Definition / Statement Concerning Latin America

 

I. Geography

            Latin America is situated in the Western Hemisphere. In American terminology, there are Latin American countries or regions in North America, Central America, and South America; i.e., two separate continents, with the middle, or connecting region of Central America.. From the Latin American perspective, the Western Hemisphere comprises only one continent: north, central, and south. In Spanish, this continent is called either América or las Américas. The northern most region is centered on French-speaking regions in Canada. Various regions of the United States are also parts of Latin America, either historically speaking or due to contemporary demographics and immigration. Most countries in Central America and South America are also "Latin American", but a few are not, and for this reason do not comprise material for this course; for example, Jamaica, Belize, Surinam, etc.

II. Language

            Various Latin-based languages have related characteristics that contribute to mutual recognition as being the communicative basis for nations, regions, and personal identities that have fostered parallel national and individual development. The three main languages in Latin America are Spanish, Portuguese, and French. (Other Latin languages such as Italian, Catalan, Romanian, and others, are also spoken by significant numbers of people who live in Latin America--notably Italian in Argentina--but none of these have become so-called "national languages". Be it noted, however, that millions of Latin American people speak other languages as their first, or very significant second, language. There are several hundred other native languages spoken throughout Latin America from northern Québec to the tip of South America. These languages and their speakers are essential to a basic understanding of what Latin America and Latin Americans are. As an academic note for HUM 2461, note that one of the major branches of the humanities is language(s).

III. History

            Prior to the arrival of Europeans in the Western Hemisphere during the late fifteenth century and throughout the sixteenth century there was no such place as "Latin America". There were hundreds and thousand of Amerindian (native) peoples who lived in tribes and associations of tribes. During the last two centuries before the arrival of European explores (and later, conquistadors and settlers) two large and powerful pre-Columbian empires grew and prospered in ways that rivalled the Roman Empire a millennium earlier. These two empires were the so-called Aztec Empire in Mesoamerica, with its center in what is present-day Mexico City, and the Inca Empire in the Andean region with its center in Perú. Latin America began slowly to arise as a more or less homogeneous region when people principally from Spain, Portugal, and France claimed various regions of the Western Hemisphere as possessions for their countries and monarchs in Europe. Over several centuries the cultures, politics, humanities, religions, social customs, and languages of these European empires either destroyed or dominated completely the pre-Columbian peoples and civilizations that predated them by up to fifteen thousand years.
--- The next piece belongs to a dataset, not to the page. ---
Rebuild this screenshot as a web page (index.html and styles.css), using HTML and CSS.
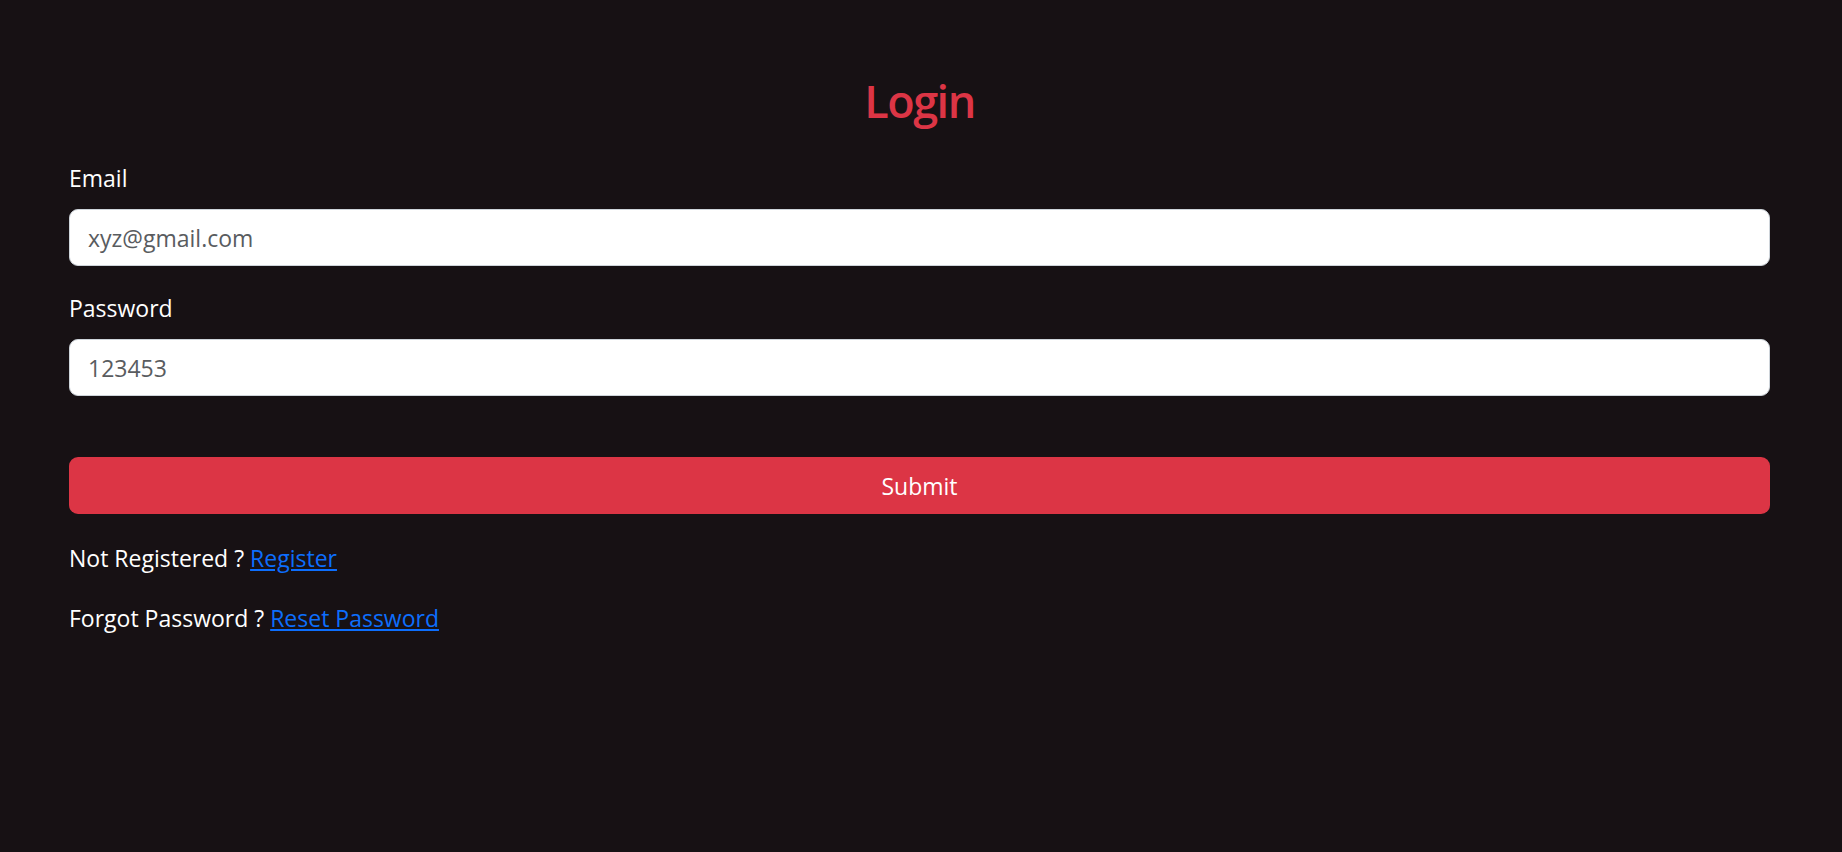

The actual term of "Latin America", however, was not used until the middle of the nineteenth century when a French emperor (Napoleon Bonaparte III) justified a French military invasion of Mexico by noting that France, being a "Latin" country and culture, had as much a right to extend its empire in the Western Hemisphere as the Spanish and Portuguese did. Hence, the short-lived reign of Maximilian (and Carlota) in Mexico during the 1860's. During the twentieth century and now in the early twenty-first century, an on-going debate has been carried about by intellectuals and regular citizens about whether or not such a homogeneous place and people as designated by the term Latin America actually exists. There are solid opinions on both sides of the issue. For the sake of this course, we shall recognize the validity and vitality of the debate, but we shall postulate, for the sake of academic integrity, that enough homogeneity does exist for us to study it as a whole unit. Perhaps the best solution is to simply base our study on the notion of immense diversity within some kind of unity.

IV. Culture

            Several cultural constants unify the search for Latin America. First, the humanities and cultures that were transplanted from Spain, Portugal, and France to the Western Hemisphere have several common characteristics: language base, religion, Mediterranean cultures, societies, and political tendencies. For the first three hundred years, roughly, the conquest (sixteenth century) and colonization (1600 - 1800) implanted and imposed very Latin European hegemonic structures, laws, rules, standards, etc. Pre-Columbian patterns, in many cases, were never completely destroyed, but they were so severely repressed and oppressed, that "Latin" societies became predominant throughout the Latin -based regions of the Americas. Much of what Latin Americans created was in opposition of what predominates in Anglo-American culture, and this opposition repeated patterns of preference and division that predominated in Europe. (Note: ask the professor in class for a clearly illustrative anecdote about this issue.) In the twentieth century and continuing and growing in strength in the twenty-first century, Latin Americans are increasingly conscious of the long-standing role that pre-Columbian peoples and their civilizations have always contributed to the very complex and dynamic reality that nowadays we identify as that which unifies Latin America as a distinctive region and culture.

V. Unifying themes of the humanities

            Throughout this course, from the beginning slide show to the very end, about a dozen (or so) themes will be presented in such a way that will enable us to identify elements that are characteristic of Latin American humanities and that act to distinguish Latin American humanities from those that distinguish humanistic production from other areas such as Asia, Africa, or what is often called Anglo-America. Pay special attention to these themes as they are presented and be ready to apply them to the course materials.